Orang tua dan istrinya saling pandang.
Tanpa menunggu jawaban , Tulus pun nyerocos sendiri.
Karena :
Karena di rumah nggak ada yang bisa dimakan
Ada makanan, tapi nggak sesuai selera
“Kamu !!! (Tulus menunjuk Sari) Memang sudah seberapa baik kau meladeni suami ? Lihat saja, pulang kerja selalu saja rumah berantakan. Makan malam nggak ada. Selalu aku yang beli diluar. Alasanmu sibuk inilah, sibuk itulah. Sudah dibersihkan tapi anak- anak bikin kotor lagi. Selalu begitu. Dan akhirnya aku yang bersih- bersih tiap pulang kerja. Kau sendiri, malah asyik tiduran sambil main HP. Kau pikir aku nggak capek setelah seharian kerja ? Dan itukah kelakuan istri yang baik ?”
Sari terdiam.
“Tiap Sabtu dan Minggu, saat aku di rumah…pernah nggak sih kamu bikin makanan apa kek yang special gitu buat nyenengin suami. Nggak pernah kan ? Malah suruh sana- suruh sini. Membereskan gorden lah, kompor lah. Tak lebih seperti babu aku ini. Kau malah seharian ngobrol dengan tetangga. Nggak jelas apa yang diomongin. Pulang tahu beres, rumah bersih. Dan untuk makan siang pun aku dan anakmu terpaksa harus beli di luar. He…begitu yang kamu maksud sudah meladeni keluarga dengan baik ?”
Orang tua Tulus diam.
“Pernah nggak sih, kamu itu bilang sayang atau ngobrol yang enak santai gitu. Nggak pernah khan? Kamu pikir seusiaku ini sudah tak pantas dapat kasih sayang. Selalu ketus. Kamu pikir aku ini babumu ?

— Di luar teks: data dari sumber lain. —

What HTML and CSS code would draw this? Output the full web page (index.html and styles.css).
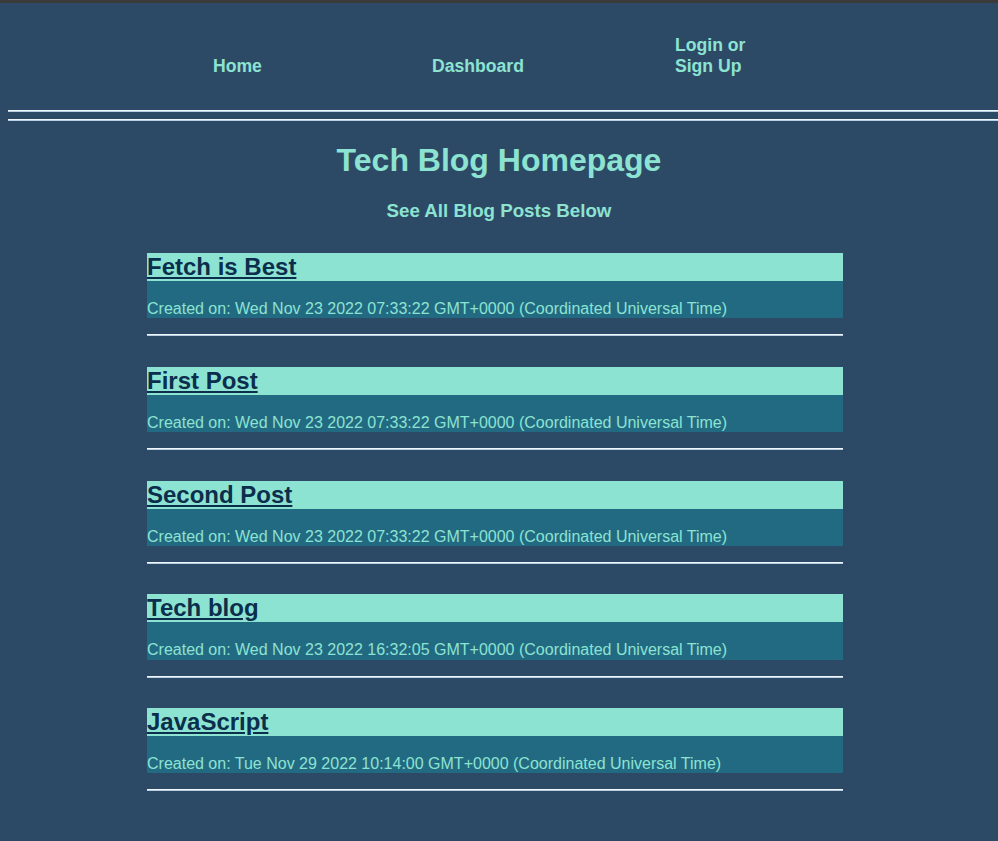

“Pernah nggak sih kamu itu legowo melayani suami ?? Selama ini selalu enggan dan menjengkelkan. Hingga ingat, sudah 3 bulan ini aku ogah minta apapun darimu. Toh, kamu juga nggak bakalan memberi. Dan kamu malah senang karena nggak perlu melayani suami lagi.  Apakah itu yang kau anggap baik ?”
Dada Tulus naik turun menahan luapan emosi yang bikin sport jantung.
 “Kalau di rumah aku selalu tidak mendapatkan kebahagiaan, wajar nggak jika aku akhirnya mencari kebahagiaan itu di luar ? Bagaimana tidak jajan kalau yag di rumah selalu nggak ada makanan  dan kalaupun ada selalu tak sesuai harapan ?”
Jeda sejenak.
“Mengapa nggak diomongin. Kalian khan suami istri. Bahkan sudah 12 tahun. Harusnya hal- hal semacam ini bisa kalian komunikasikan” nasehat Ayah Tulus.
“Tanya saja ke dia (Tulus menunjuk ke Sari lagi). Su dah berapa kali akau mengingatkan. Sudah berapa kali aku mencoba untuk ngajak omong baik- baik. Apa jawabannya ?”
Kedua orang tua Tulus menatap Sari.
“Jawab saja. Nggak usah sok alim kamu itu !” bentak Tulus .
Sari hanya menunduk. Rupanya dia menangis.
“Hallaaaaah…preetttttt !!! Itulah jawabmu selalu. Dasar kurang ajar !!! ” Tulus mulai tak terkontrol.
Tangannya melayang ingin menampar istrinya , tapi segera saja dicekal oleh ayahnya.
Tulus diseret meninggalkan ruang sidang.
Sesaat kemudian suasana kembali tenang.  Di ruang sidang tinggal Ibunda Tulus dan Sari.
Sari masih sesenggukan.
Ibunda menatap Sari dengan pandangan kecewa.
“Betul yang dibilang Tulus itu ?”
Sari menggeleng.
“Dia bilang begitu karena nggak sayang lagi sama Sari Bu. Dia sudah kepincut sama si Erna, sehingga apapun yang saya lakukan menjadi salah di depannya “.
Ibunda menghela nafas panjang.
Masalah keluarga, perselingkuhan dan perceraian akan selamnya rumit.
Esoknya mereka berempat sepakat untuk beruding lagi.
Telah terdapat semacam kesepakatan bahwa Sari akan mengubah segala caranya dalam melayani Tulus sang suami. Tentunya harus lebih baik. Dan Tulus, sebagai suami harusya bisa mengarahkan dan mengkomunikasikan ganjalan yang ada ke istri. Jangan dipendam sendiri. Agar sama – sama bisa saling mengkoreksi.
Mereka berjabat tangan . Pakta perdamaian telah disepakati.
Tulus tersenyum kecut.
Dia sudah terlanjur nggak percaya.
Dan rasa sayangnya sudah hilang entah kemana.